On voit ici à quel point la réforme des retraites n’est qu’un élément secondaire dans la véritable tendance de fond, celle de la mise en place des conditions d’une nouvelle guerre mondiale.
A ce titre, il est une fois de plus confirmé le fait que la perspective de se confronter à l’Otan sur des bases socialistes-pacifistes mène directement à se confronter au régime en place. Logiquement, si une mobilisation d’ampleur avait lieu sur cette base, cela déboucherait sur une crise de régime. C’est bien pour cela que l’extrême-Droite dans sa variante parlementaire a refusé un tel positionnement dès l’invasion russe en Ukraine au mois de février 2022.
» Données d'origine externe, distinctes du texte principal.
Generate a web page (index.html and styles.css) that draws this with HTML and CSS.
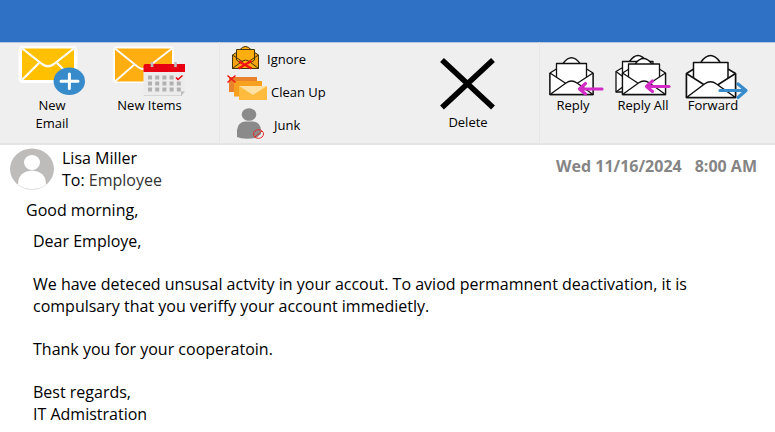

De ce point de vue, on ne peut que constater combien les contestataires actuels de la réforme des retraites sont à côté de la plaque. Pour eux, la question se limite à de vilains financiers qui veulent épuiser les gens au travail, tels des vampires maléfiques qui seraient des parasites détachés de la vie réelle.
Leur contestation est vaine. Pire : de part son orientation, du fait de sa négation de l’arrière-plan historique, il ne s’agit que de faire tourner la roue de l’Histoire en arrière.
Si on a compris qu’il y a en fait la mise en place d’un rouleau compresseur militariste au service de la restructuration capitaliste, il ne peut y avoir d’autre option que celle énoncée sur agauche.org. Car face à cette perspective, il s’agit d’être ancré dans le sens de l’Histoire mais du point de vue démocratique et populaire.